For those who may still be sceptical about the power of AI, St. John reiterates that computers are more un-biased than humans.

“As human beings, there are cognitive biases in all of our decision-makings. Computers are not biased, they are using data, their algorithms can be flexible, so they get smarter overtime. But if you need somebody, a voice of reason, sometimes letting technology play the devil’s advocate and show you a different option just sets you up for more insight, which sets you up to make smarter business decisions.”

Scheduling for the future

While there isn’t a catch-all solution to mitigating all risks on projects, St. John believes relying on old techniques and hoping they would be enough to provide a realistic picture of today’s complex projects would be like wearing ‘rose-coloured glasses.’

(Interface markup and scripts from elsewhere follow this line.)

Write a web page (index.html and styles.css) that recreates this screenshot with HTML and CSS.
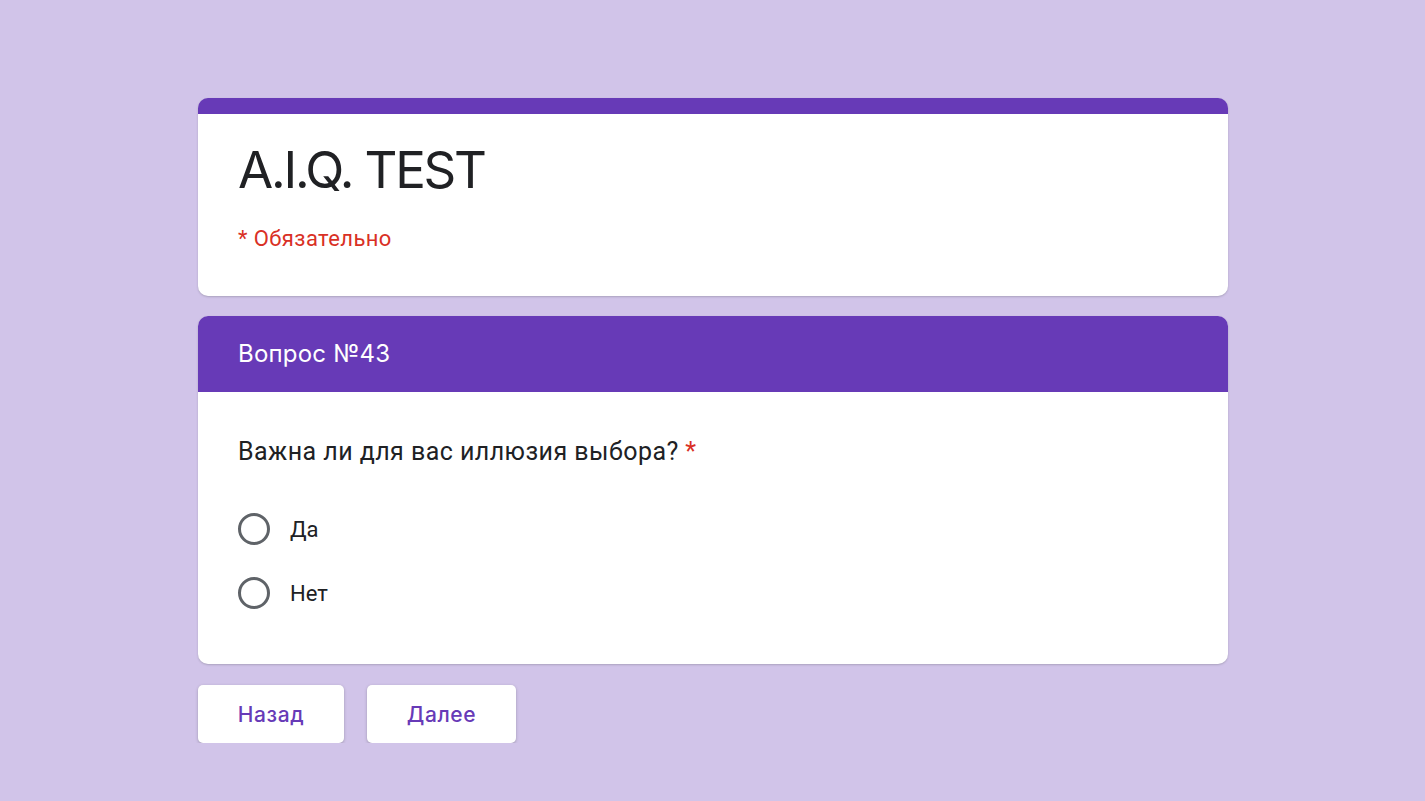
FILE: index.html
```html
<!DOCTYPE html>
<html lang="ru">
<head>
    <meta charset="UTF-8">
    <meta name="viewport" content="width=device-width, initial-scale=1.0">
    <title>A.I.Q. TEST</title>
    <link rel="stylesheet" href="styles.css">
</head>
<body>
    <div class="form">
        <div class="card title-card">
            <h1 class="form-title">A.I.Q. TEST</h1>
            <p class="required-note">* Обязательно</p>
        </div>

        <div class="card section-card">
            <div class="section-head">Вопрос №43</div>
            <div class="section-body">
                <p class="question">Важна ли для вас иллюзия выбора? <span class="star">*</span></p>
                <label class="option">
                    <span class="radio"></span>
                    <span class="option-text">Да</span>
                </label>
                <label class="option">
                    <span class="radio"></span>
                    <span class="option-text">Нет</span>
                </label>
            </div>
        </div>

        <div class="buttons">
            <button class="nav-btn back">Назад</button>
            <button class="nav-btn next">Далее</button>
        </div>
    </div>
</body>
</html>
```

FILE: styles.css
```css
body {
    margin: 0;
    background: #d1c4e9;
    font-family: Roboto, "Liberation Sans", sans-serif;
    color: #202124;
}

.form {
    width: 1030px;
    margin-left: 198px;
    padding-top: 98px;
}

.card {
    background: #fff;
    border-radius: 10px;
    box-shadow: 0 1px 2px rgba(60, 64, 67, 0.25);
    overflow: hidden;
}

.title-card {
    box-sizing: border-box;
    height: 198px;
    border-top: 16px solid #673ab7;
    padding: 25px 40px 0;
}

.form-title {
    font-family: Inter, "Open Sans", sans-serif;
    font-weight: 400;
    font-size: 51px;
    letter-spacing: -2.2px;
    line-height: 62px;
    margin: 0;
    color: #202124;
}

.required-note {
    color: #d93025;
    font-size: 22px;
    letter-spacing: 0.4px;
    line-height: 30px;
    margin: 23px 0 0;
}

.section-card {
    margin-top: 20px;
}

.section-head {
    background: #673ab7;
    color: #fff;
    font-family: Inter, "Open Sans", sans-serif;
    font-size: 24px;
    letter-spacing: 0.2px;
    height: 76px;
    line-height: 76px;
    padding: 0 40px;
}

.section-body {
    padding: 44px 40px 39px;
}

.question {
    font-size: 25px;
    letter-spacing: 0.45px;
    margin: 0 0 29px;
    line-height: 32px;
}

.star {
    color: #d93025;
}

.option {
    display: flex;
    align-items: center;
    height: 64px;
    gap: 20px;
}

.radio {
    width: 26px;
    height: 26px;
    border: 3px solid #5f6368;
    border-radius: 50%;
}

.option-text {
    font-size: 22px;
}

.buttons {
    display: flex;
    gap: 23px;
    margin-top: 21px;
}

.nav-btn {
    background: #fff;
    border: none;
    border-radius: 5px;
    box-shadow: 0 1px 3px rgba(60, 64, 67, 0.35);
    color: #673ab7;
    font-family: Inter, "Open Sans", sans-serif;
    font-size: 21px;
    font-weight: 500;
    letter-spacing: 0.6px;
    height: 58px;
}

.back {
    width: 146px;
}

.next {
    width: 149px;
}
```
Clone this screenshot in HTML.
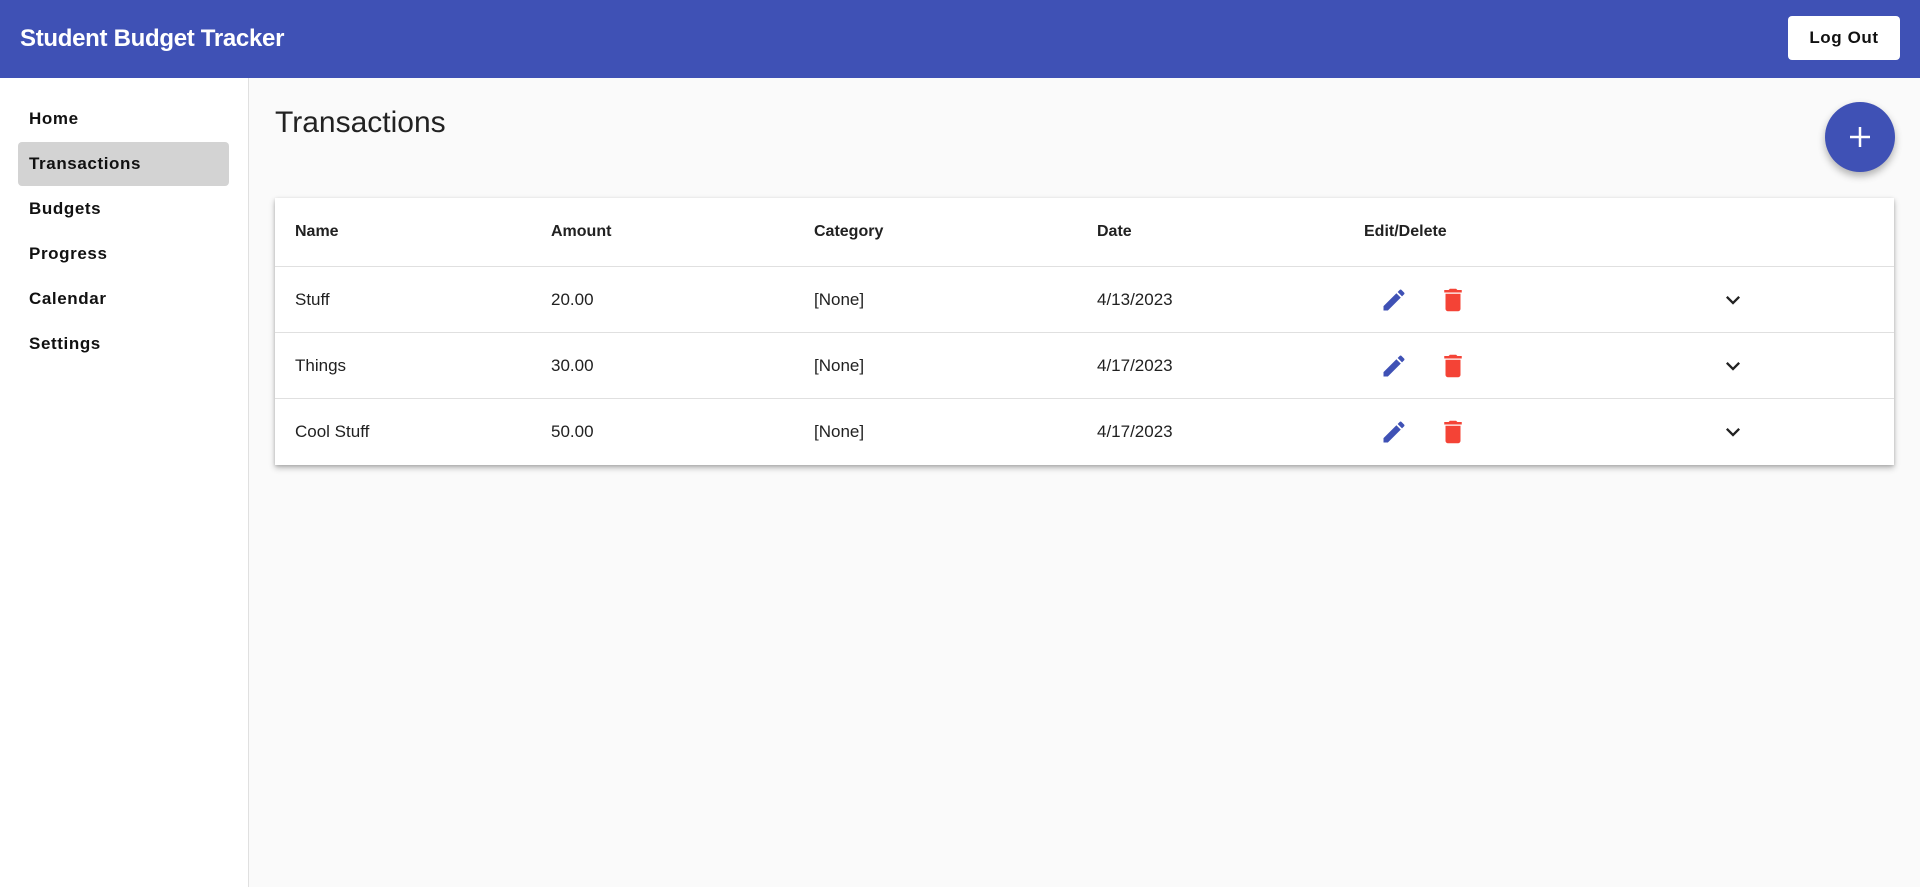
<!DOCTYPE html>
<html><head><meta charset="utf-8"><style>
*{margin:0;padding:0;box-sizing:border-box}
body{width:1920px;height:887px;overflow:hidden;font-family:"Liberation Sans",sans-serif;background:#fafafa;color:#212121;position:relative}
.hdr{position:absolute;left:0;top:0;width:1920px;height:78px;background:#3f51b5}
.hdr h1{position:absolute;left:20px;top:25px;font-size:24px;font-weight:bold;color:#fff;letter-spacing:-0.3px}
.lo{position:absolute;left:1788px;top:16px;width:112px;height:44px;background:#fff;border-radius:4px;font-size:17px;font-weight:bold;text-align:center;line-height:44px;letter-spacing:0.6px;color:#111}
.side{position:absolute;left:0;top:78px;width:249px;height:809px;background:#fff;border-right:1px solid #e0e0e0}
.nav{position:absolute;left:18px;width:211px;height:44px;line-height:44px;padding-left:11px;font-size:17px;font-weight:bold;letter-spacing:0.6px;color:#111;border-radius:4px}
.nav.act{background:#d3d3d3}
.title{position:absolute;left:275px;top:106px;font-size:30px;color:#222}
.fab{position:absolute;left:1825px;top:102px;width:70px;height:70px;border-radius:50%;background:#3f51b5;box-shadow:0 4px 8px rgba(0,0,0,.3);color:#fff;text-align:center}
.card{position:absolute;left:275px;top:198px;width:1619px;height:267px;background:#fff;box-shadow:0 3px 6px rgba(0,0,0,.25),0 1px 3px rgba(0,0,0,.15)}
.row{position:absolute;left:0;width:1619px;border-bottom:1px solid #e0e0e0}
.c{position:absolute;font-size:17px;top:50%;transform:translateY(-50%)}
.h .c{font-weight:bold;font-size:16px}
svg.i{position:absolute;top:50%;transform:translateY(-50%)}
</style></head><body>
<div class="hdr"><h1>Student Budget Tracker</h1><div class="lo">Log Out</div></div>
<div class="side">
<div class="nav" style="top:19px">Home</div>
<div class="nav act" style="top:64px">Transactions</div>
<div class="nav" style="top:109px">Budgets</div>
<div class="nav" style="top:154px">Progress</div>
<div class="nav" style="top:199px">Calendar</div>
<div class="nav" style="top:244px">Settings</div>
</div>
<div class="title">Transactions</div>
<div class="fab"><svg width="70" height="70" viewBox="0 0 70 70"><path d="M35 25v20M25 35h20" stroke="#fff" stroke-width="2.5"/></svg></div>
<div class="card">
<div class="row h" style="top:0;height:69px"><span class="c" style="left:20px">Name</span><span class="c" style="left:276px">Amount</span><span class="c" style="left:539px">Category</span><span class="c" style="left:822px">Date</span><span class="c" style="left:1089px">Edit/Delete</span></div>
<div class="row" style="top:69px;height:66px"><span class="c" style="left:20px">Stuff</span><span class="c" style="left:276px">20.00</span><span class="c" style="left:539px">[None]</span><span class="c" style="left:822px">4/13/2023</span>
<svg class="i" style="left:1105px" width="28" height="28" viewBox="0 0 24 24"><path fill="#3f51b5" d="M3 17.25V21h3.75L17.81 9.94l-3.75-3.75L3 17.25zM20.71 7.04c.39-.39.39-1.02 0-1.41l-2.34-2.34c-.39-.39-1.02-.39-1.41 0l-1.83 1.83 3.75 3.75 1.83-1.83z"/></svg>
<svg class="i" style="left:1163px" width="30" height="30" viewBox="0 0 24 24"><path fill="#f44336" d="M6 19c0 1.1.9 2 2 2h8c1.1 0 2-.9 2-2V7H6v12zM19 4h-3.5l-1-1h-5l-1 1H5v2h14V4z"/></svg>
<svg class="i" style="left:1444px" width="28" height="28" viewBox="0 0 24 24"><path fill="#222" d="M16.59 8.59L12 13.17 7.41 8.59 6 10l6 6 6-6z"/></svg></div>
<div class="row" style="top:135px;height:66px"><span class="c" style="left:20px">Things</span><span class="c" style="left:276px">30.00</span><span class="c" style="left:539px">[None]</span><span class="c" style="left:822px">4/17/2023</span>
<svg class="i" style="left:1105px" width="28" height="28" viewBox="0 0 24 24"><path fill="#3f51b5" d="M3 17.25V21h3.75L17.81 9.94l-3.75-3.75L3 17.25zM20.71 7.04c.39-.39.39-1.02 0-1.41l-2.34-2.34c-.39-.39-1.02-.39-1.41 0l-1.83 1.83 3.75 3.75 1.83-1.83z"/></svg>
<svg class="i" style="left:1163px" width="30" height="30" viewBox="0 0 24 24"><path fill="#f44336" d="M6 19c0 1.1.9 2 2 2h8c1.1 0 2-.9 2-2V7H6v12zM19 4h-3.5l-1-1h-5l-1 1H5v2h14V4z"/></svg>
<svg class="i" style="left:1444px" width="28" height="28" viewBox="0 0 24 24"><path fill="#222" d="M16.59 8.59L12 13.17 7.41 8.59 6 10l6 6 6-6z"/></svg></div>
<div class="row" style="top:201px;height:66px;border-bottom:none"><span class="c" style="left:20px">Cool Stuff</span><span class="c" style="left:276px">50.00</span><span class="c" style="left:539px">[None]</span><span class="c" style="left:822px">4/17/2023</span>
<svg class="i" style="left:1105px" width="28" height="28" viewBox="0 0 24 24"><path fill="#3f51b5" d="M3 17.25V21h3.75L17.81 9.94l-3.75-3.75L3 17.25zM20.71 7.04c.39-.39.39-1.02 0-1.41l-2.34-2.34c-.39-.39-1.02-.39-1.41 0l-1.83 1.83 3.75 3.75 1.83-1.83z"/></svg>
<svg class="i" style="left:1163px" width="30" height="30" viewBox="0 0 24 24"><path fill="#f44336" d="M6 19c0 1.1.9 2 2 2h8c1.1 0 2-.9 2-2V7H6v12zM19 4h-3.5l-1-1h-5l-1 1H5v2h14V4z"/></svg>
<svg class="i" style="left:1444px" width="28" height="28" viewBox="0 0 24 24"><path fill="#222" d="M16.59 8.59L12 13.17 7.41 8.59 6 10l6 6 6-6z"/></svg></div>
</div>
</body></html>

Taking a risk-adjusted approach to planning and scheduling, he says, is even more critical given the changing anatomy of construction contracts.

“Not a long time ago, the construction sector was inclined to use a design-bid-build model of contracts ­– which is what some people also referred to as rip-and-read contracts. These days and with broader use of third-party agreements, the risk has been shifted mostly to the contractors to manage engineering, procurement and construction,” he says.

“While project teams normally do a decent job of generating a pre-bid risk matrix, the critical element of active risk management can often become a mere afterthought. This is what we refer to in the industry as wearing ‘rose-coloured glasses’ and hoping everything is going to be fine. That’s where things often go to the sideways.”

With these increased contractual risks, taking a risk-adjusted approach to planning would only make sense, St. John concludes.

“Today’s collaborative tools allow you to democratise access to technology so that you can establish a self-perpetuating risk assessment culture within your organisation and rely on it as a baseline to mitigate risks for your projects. Particularly in a sector like construction that’s so iterative and suited to scenario-based modelling, why would you not leverage that additional insight?”